KlangFool wrote: ↑
Sun Nov 10, 2019 10:52 am
Naris wrote: ↑
Sun Nov 10, 2019 9:02 am
KlangFool wrote: ↑
Thu Nov 07, 2019 8:36 am
Historically, the minimal additional potential return is only possible with 20 or more years of no withdrawal. Long-run = 20+ years. 100/0 only win over 70/30 with 20+ years.
I think people have already pointed out that KlangFool's criticisms of 100% equities effectively double-count the drawdowns for equities (i.e. the expected performance for stocks already
accounts for the larger expected drawdowns that stocks experience), but I wanted to point out another issue with this point that I've seen KlangFool make repeatedly.
The statement quoted above is false. The accurate statement is not that 100/0 "only" wins over 70/30 with 20+ years, but that (historically) 100/0 virtually always
wins over 70/30 with 20+ years.
100/0 has a higher expected return than 70/30. This is true whether your time horizon is 1 year, 10 years, or 50 years.
It's not unreasonable to adopt a 100/0 portfolio because of the higher expect
<<100/0 has a higher expected return than 70/30. This is true whether your time horizon is 1 year, 10 years, or 50 years.
That statement is false. The reason why you believe that 100/0 has a higher expected return is because of the historical record. So, you cannot use the historical record of higher expected return without stating how 100/0 achieving this higher expected return.
The average return of 100/0 is 10.2%. But, we had a recession every 10 years or shorter period. The 100/0 usually suffer a big drop (50%) every 10 years or less. Then, it took many years to recover. For every 50% drop, it needs a 100% return to recover. Then, it needs a lot more to average out to 10.2% per year.
So, it is unreasonable to expect a higher return of 100/0 without taking the account of historical record that this higher expected return only achievable over a long period.
Just look at the chart of VTSAX across 10 to 20 years. This should be clear to anyone.
I'm honestly astounded that anyone would try to debate this point. Do you know what the term "expected return" means? I'll quote Investopedia (https://www.investopedia.com/terms/e/expectedreturn.asp
The expected return is the profit or loss an investor anticipates on an investment that has known or anticipated rates of return (RoR). It is calculated by multiplying potential outcomes by the chances of them occurring and then totaling these results. For example, if an investment has a 50% chance of gaining 20% and a 50% chance of losing 10%, the expected return is 5% (50% x 20% + 50% x -10% = 5%).
This is really basic stuff. Based on historical data, stocks have a higher expected return and higher volatility than bonds. The higher volatility can
cause stocks to underperform relative to bonds, but the typical scenario historically speaking is that stocks provide higher returns. Do you somehow disagree with this?

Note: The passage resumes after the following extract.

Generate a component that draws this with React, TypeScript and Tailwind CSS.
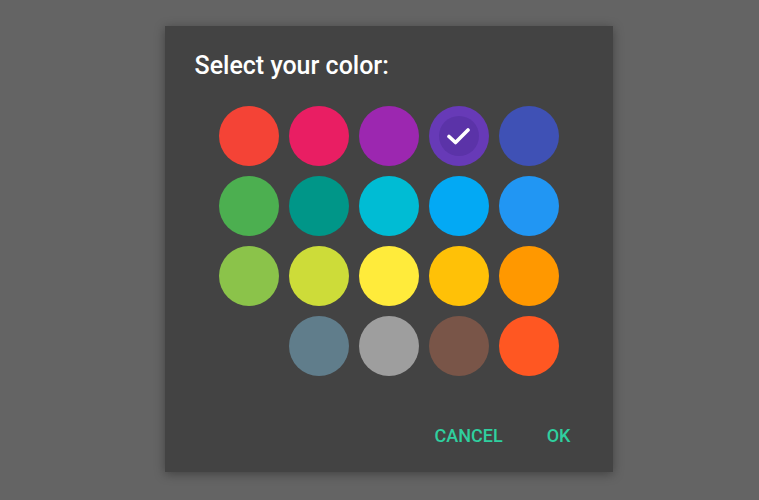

Another way of expressing my point: if you invest $100,000 for a year in either 100/0 or 70/30, based on historical data, the 100/0 investor will have more money than the 70/30 investor in more than half of scenarios and the mean portfolio of the 100/0 investor will also be larger -- the latter is literally what it means that 100/0 has a "higher expected return." You seem to be saying that since there will be some number of instances where the 70/30 investor will have a larger portfolio, then that that means the 100/0 approach doesn't have a higher "expected return" -- is that what you're arguing?
Obviously I'm setting aside the issue of whether historical data provides a good way of projecting future returns, but that's an issue that applies to both the 100/0 investor and the 70/30 investor. We have to use some mechanism for anticipating future returns, so we're left using historical data.
EDIT: Separately, I think you're significantly overstating how volatile stocks actually are. 50% drops are uncommon. It simply isn't accurate to state that "The 100/0 usually suffer a big drop (50%) every 10 years or less." I don't really care to get into the precise details here, but I want to note that you're making a number of factually inaccurate claims to bolster your arguments against a 100/0 portfolio.
EDIT2: In case anyone wants to verify that stocks really do have a higher expected return than bonds, you can check my example from above in your retirement projection calculator of choice. I used Firecalc to test the results of a $100k portfolio, running for 1 year, with $0 of spending. The results are below:
100/0: Mean = $107,896; Max = $151,843; Min = $64,374
70/30: Mean = $106,247; Max = $136,524; Min = $73,568
Thus, 70/30 has a higher minimum amount but a lower average return -- i.e. it has a lower expected return than 100/0. Sure, the difference isn't massive after one year, but the point stands: on average, 100/0 "wins" in comparison to 70/30 on much shorter timelines than 20 years. It certainly isn't the case that 100/0 "only" wins with 20+ year periods.